Gilets jaunes

gilets jaunes, drapeau tricolore et flammes

Il y a quelques années, la sécurité routière nous imposait l’achat d’un gilet fluo à garder dans sa voiture en cas de nécessité. Fin 2018, ce costume était adopté comme symbole d’une révolte, signe d’appartenance à une population qui, n’en pouvant plus, était prête à paralyser le pays. En quelques semaines, les Gilets jaunes étaient connus dans le monde entier comme la possibilité d'une guerre civile ou d’un nouveau Grand soir.
Face à ces cohortes flavescentes, l’État allait déployer ses propres colonnes, dont l’habit serait encore plus théâtral : des forces de l’ordre habillées comme de noirs samouraïs.
Tout était donc en place pour un affrontement sans retenue, dans un décor ad hoc : les Champs Élysées, leurs palais et leurs rayons de luxe, et l’Arc de triomphe, symbole de fierté nationale pour ses vaillantes armées.
Constatant qu’avec ce mouvement quelque chose s’est remis à revivre, le cinéaste et chercheur en sociologie Patrick Prado s’est lancé dans un travail de montage d’images et de textes, glanés sur le web et dans sa bibliothèque, pour poser un regard sur la crise contemporaine à la lumière des penseurs de mai 68.

FILM

LA DANSE DE LA VIE

de Patrick Prado (2019 – 50')

La révolte est spectaculaire et les révoltés le savent. On se met toujours en scène dans la révolte, surtout quand elle se passe devant des centaines de caméras. Les manifestants ne viennent pas manifester, ils viennent pour danser. C’est du spectaculaire non marchand qui gère d’abord des émotions, en particulier celle de se montrer comme sujets de l’Histoire. Comment rendre visible la colère invisible des sujets de l’histoire ? Cela se produit une ou deux fois par siècle : 1789, 1870, 1968, 2019. La temporalité de Gilets jaunes est à la fois fugitive et répétitive : on est dans un monde enchanté qui combat avec acharnement le désenchantement du monde, on y est pour tenir son rang.
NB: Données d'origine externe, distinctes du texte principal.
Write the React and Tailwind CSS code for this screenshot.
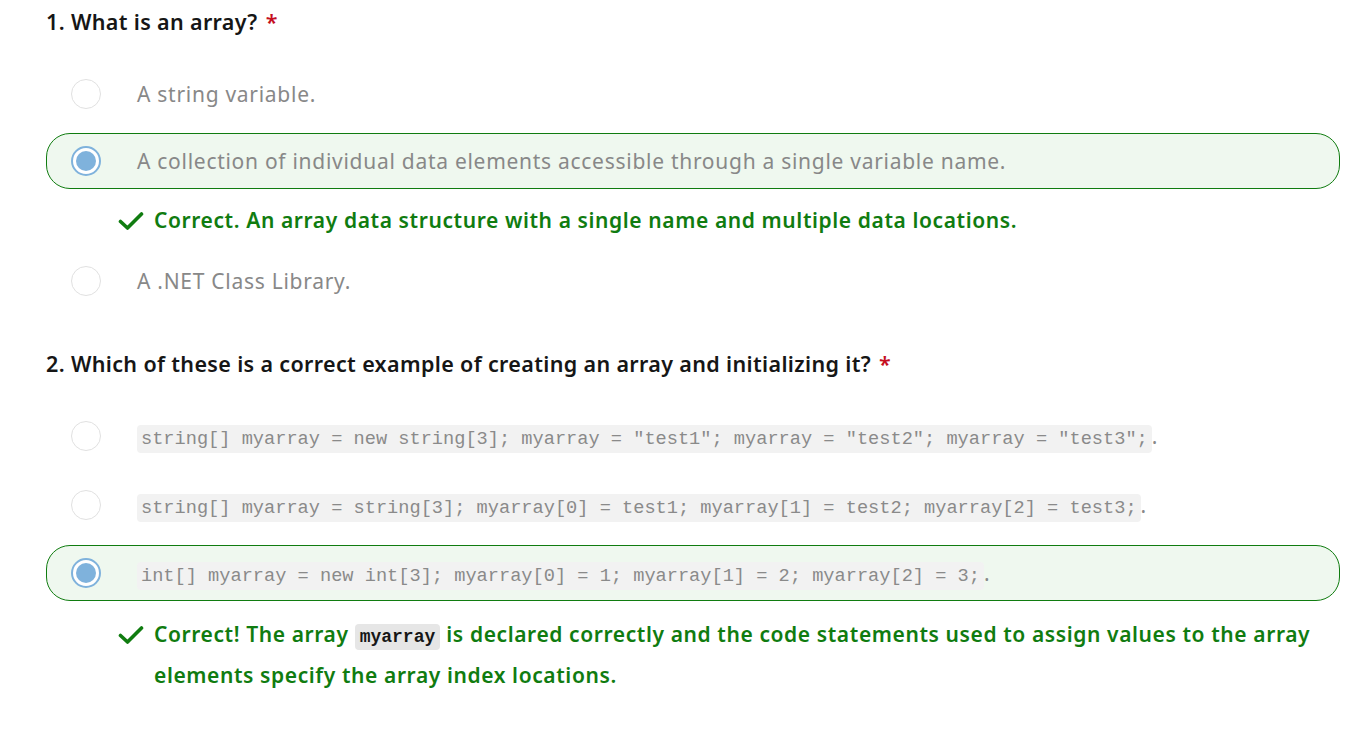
const sans = { fontFamily: '"Noto Sans", "Open Sans", sans-serif' }

function Check() {
  return (
    <svg viewBox="0 0 26 18" className="mt-[12px] h-[18px] w-[26px] shrink-0" fill="none">
      <path d="M2.5 9.5 L9.5 16 L23.5 2" stroke="#107c10" strokeWidth="3.6" strokeLinecap="round" strokeLinejoin="round" />
    </svg>
  )
}

function Radio({ checked }) {
  if (checked) {
    return (
      <span className="flex h-[30px] w-[30px] shrink-0 items-center justify-center rounded-full border-2 border-[#7fb2dc] bg-white">
        <span className="h-[20px] w-[20px] rounded-full bg-[#7fb2dc]" />
      </span>
    )
  }
  return <span className="h-[30px] w-[30px] shrink-0 rounded-full border border-[#e1e1e1] bg-white" />
}

function Code({ children }) {
  return (
    <span className="rounded-[4px] bg-[#f2f2f2] px-[4px] py-[3px] font-['Liberation_Mono',monospace] text-[18.65px] leading-none tracking-normal text-[#8a8a8a]">
      {children}
    </span>
  )
}

function Option({ checked, children }) {
  return (
    <div
      className={
        'flex h-[56px] items-center gap-[36px] rounded-[24px] border pl-[24px] ' +
        (checked ? 'border-[#107c10] bg-[#eff8ef]' : 'border-transparent')
      }
    >
      <Radio checked={checked} />
      <div className="pt-[2px] text-[21px] tracking-[0.72px] text-[#888888]">{children}</div>
    </div>
  )
}

function Feedback({ children }) {
  return (
    <div className="ml-[72px] flex items-start gap-[10px] text-[21px] font-semibold leading-[41px] tracking-[0.6px] text-[#107c10]">
      <Check />
      <div>{children}</div>
    </div>
  )
}

function Title({ n, children }) {
  return (
    <h2 className="flex h-[44px] items-center text-[21.5px] font-semibold tracking-[0.35px] text-[#161616]">
      {n}. {children}
      <span className="ml-[8px] text-[#c50f1f]">*</span>
    </h2>
  )
}

export default function App() {
  return (
    <div className="min-h-screen bg-white pl-[46px] pr-[26px]" style={sans}>
      <Title n={1}>What is an array?</Title>
      <div className="mt-[22px] flex flex-col">
        <Option>A string variable.</Option>
        <div className="mt-[11px]">
          <Option checked>A collection of individual data elements accessible through a single variable name.</Option>
        </div>
        <div className="mt-[11px]">
          <Feedback>Correct. An array data structure with a single name and multiple data locations.</Feedback>
        </div>
        <div className="mt-[12px]">
          <Option>A .NET Class Library.</Option>
        </div>
      </div>

      <div className="mt-[33px]">
        <Title n={2}>Which of these is a correct example of creating an array and initializing it?</Title>
      </div>
      <div className="mt-[22px] flex flex-col">
        <Option>
          <Code>string[] myarray = new string[3]; myarray = "test1"; myarray = "test2"; myarray = "test3";</Code>.
        </Option>
        <div className="mt-[13px]">
          <Option>
            <Code>string[] myarray = string[3]; myarray[0] = test1; myarray[1] = test2; myarray[2] = test3;</Code>.
          </Option>
        </div>
        <div className="mt-[12px]">
          <Option checked>
            <Code>int[] myarray = new int[3]; myarray[0] = 1; myarray[1] = 2; myarray[2] = 3;</Code>.
          </Option>
        </div>
        <div className="mt-[13px]">
          <Feedback>
            Correct! The array{' '}
            <span className="rounded-[4px] bg-[#e6e6e6] px-[5px] py-[3px] font-['Liberation_Mono',monospace] text-[18px] font-bold leading-none tracking-normal text-[#171717]">
              myarray
            </span>{' '}
            is declared correctly and the code statements used to assign values to the array
            <br />
            elements specify the array index locations.
          </Feedback>
        </div>
      </div>
    </div>
  )
}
Les symboles habituels de la lutte du peuple ont été éradiqués : plus de drapeaux noirs et rouges, plus de drapeaux de partis ou de syndicats, plus d’hymnes révolutionnaires, plus d’Internationale, mais des drapeaux de pays, breton, basque, picard, occitan et français, et le recours à la Marseillaise. Un mouvement insurrectionnel comme celui des Gilets jaunes est une machine à remonter le temps et à le démonter. Il va rechercher ses symboles dans les plus fatigués des vieux symboles, l’hymne national revivifié, le drapeau national réinvesti, les sans-culottes, la Commune, de même qu’ils ont réoccupé les zones rurales désaffectées et les zones péri-urbaines en déshérence ; une situation insurrectionnelle sans le vocabulaire auquel nous étions accoutumés.

INTENTION

Le rêve d'un monde moins injuste

Affrontement policiers et manifestant

J’ai fait ce film pour regarder en face la violence de notre temps. Je n'avais pas vu autant de colère accumulée depuis longtemps. J'ai voulu la montrer sans me voiler la face. Avec les Gilets jaunes, j’ai retrouvé la mise en commun des biens et des désirs de ma jeunesse. C'est cela qui m'a porté, et le recours à des auteurs pour l'argumenter. D'où mes deux fils narratifs : les images prises sur le web et mon commentaire inscrit sur l’image. Je n'ai pas trouvé judicieux de citer Marx ou Mao, je trouve en Cornélius Castoriadis le meilleur analyste de ce qui se passe aujourd'hui : une tentative d'autonomisation des révoltes et des révolutions par rapport aux partis minés par la bureaucratie qu'ils disaient dénoncer.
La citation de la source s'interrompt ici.